### WHAT THE EXERCISE ASKS
Identify all lines of the data containing the string "React" and copy them.

### RECORDED DATA
|---|

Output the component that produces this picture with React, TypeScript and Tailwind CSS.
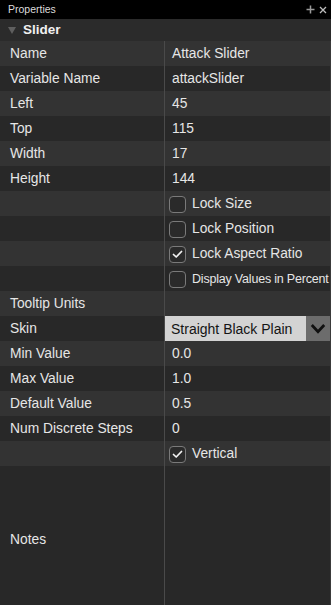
import React from "react";

type Row =
  | { kind: "text"; label: string; value: string }
  | { kind: "check"; label: string; checked: boolean; small?: boolean }
  | { kind: "select"; label: string; value: string };

const ROWS: Row[] = [
  { kind: "text", label: "Name", value: "Attack Slider" },
  { kind: "text", label: "Variable Name", value: "attackSlider" },
  { kind: "text", label: "Left", value: "45" },
  { kind: "text", label: "Top", value: "115" },
  { kind: "text", label: "Width", value: "17" },
  { kind: "text", label: "Height", value: "144" },
  { kind: "check", label: "Lock Size", checked: false },
  { kind: "check", label: "Lock Position", checked: false },
  { kind: "check", label: "Lock Aspect Ratio", checked: true },
  { kind: "check", label: "Display Values in Percent", checked: false, small: true },
  { kind: "text", label: "Tooltip Units", value: "" },
  { kind: "select", label: "Skin", value: "Straight Black Plain" },
  { kind: "text", label: "Min Value", value: "0.0" },
  { kind: "text", label: "Max Value", value: "1.0" },
  { kind: "text", label: "Default Value", value: "0.5" },
  { kind: "text", label: "Num Discrete Steps", value: "0" },
  { kind: "check", label: "Vertical", checked: true },
];

function Checkbox({ checked }: { checked: boolean }) {
  return (
    <span className="flex h-[17px] w-[17px] shrink-0 items-center justify-center rounded-[4px] border border-[#7a7a7a] bg-[#2a2a2a]">
      {checked && (
        <svg width="11" height="9" viewBox="0 0 11 9" fill="none">
          <path d="M1.5 4.5 L4.2 7 L9.5 1.5" stroke="#f2f2f2" strokeWidth="1.7" strokeLinecap="round" strokeLinejoin="round" />
        </svg>
      )}
    </span>
  );
}

function ValueCell({ row }: { row: Row }) {
  if (row.kind === "text") {
    return <div className="flex h-full items-center pl-[7px] pt-px text-[13.8px] text-[#e6e6e6]">{row.value}</div>;
  }
  if (row.kind === "check") {
    return (
      <div className="flex h-full items-center gap-[6px] pl-[4px] pt-px">
        <Checkbox checked={row.checked} />
        <span className={`${row.small ? "text-[12.5px] tracking-[-0.2px]" : "text-[13.8px]"} whitespace-nowrap text-[#e6e6e6]`}>
          {row.label}
        </span>
      </div>
    );
  }
  return (
    <div className="flex h-full">
      <div className="flex flex-1 items-center bg-[#d3d3d3] pl-[6px] pt-px text-[14px] text-[#141414]">{row.value}</div>
      <div className="flex w-[24px] items-center justify-center bg-[#6c6c6c]">
        <svg width="16" height="11" viewBox="0 0 16 11" fill="none">
          <path d="M1.8 2 L8 8.6 L14.2 2" stroke="#101010" strokeWidth="2.8" />
        </svg>
      </div>
    </div>
  );
}

export default function App() {
  return (
    <div className="flex h-[605px] w-[331px] flex-col overflow-hidden bg-[#282828] font-['Liberation_Sans',Arial,sans-serif]">
      <div className="flex h-[19px] shrink-0 items-center justify-between bg-black pl-[8px] pr-[4px]">
        <span className="text-[10.5px] text-[#dcdcdc]">Properties</span>
        <div className="flex items-center gap-[4px]">
          <svg width="9" height="9" viewBox="0 0 9 9">
            <path d="M4.5 0.5 V8.5 M0.5 4.5 H8.5" stroke="#9a9a9a" strokeWidth="1.5" />
          </svg>
          <svg width="8" height="8" viewBox="0 0 8 8">
            <path d="M1 1 L7 7 M7 1 L1 7" stroke="#bdbdbd" strokeWidth="1.3" />
          </svg>
        </div>
      </div>
      <div className="flex h-[22px] shrink-0 items-center bg-[#2b2b2b] pl-[8px]">
        <svg width="8" height="8" viewBox="0 0 8 8">
          <path d="M0 1 H8 L4 8 Z" fill="#5f5f5f" />
        </svg>
        <span className="ml-[7px] text-[13.5px] font-bold text-[#f0f0f0]">Slider</span>
      </div>
      {ROWS.map((row, i) => (
        <div
          key={i}
          className={`flex h-[25px] shrink-0 border-r border-[#3a3a3a] ${i % 2 === 0 ? "bg-[#333333]" : "bg-[#282828]"}`}
        >
          <div className="flex w-[164px] shrink-0 items-center pl-[10px] pt-px text-[13.8px] text-[#e6e6e6]">
            {row.kind === "check" ? "" : row.label}
          </div>
          <div className="w-px shrink-0 bg-[#4a4a4a]" />
          <div className="min-w-0 flex-1">
            <ValueCell row={row} />
          </div>
        </div>
      ))}
      <div className="flex min-h-[148px] flex-1 border-r border-[#3a3a3a] bg-[#282828]">
        <div className="flex w-[164px] shrink-0 items-center pl-[10px] text-[13.8px] text-[#e6e6e6]">Notes</div>
        <div className="w-px shrink-0 bg-[#4a4a4a]" />
        <div className="flex-1" />
      </div>
    </div>
  );
}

|---|

### EXERCISE RESPONSE
Output the component that produces this picture with React, TypeScript and Tailwind CSS.
import React from "react";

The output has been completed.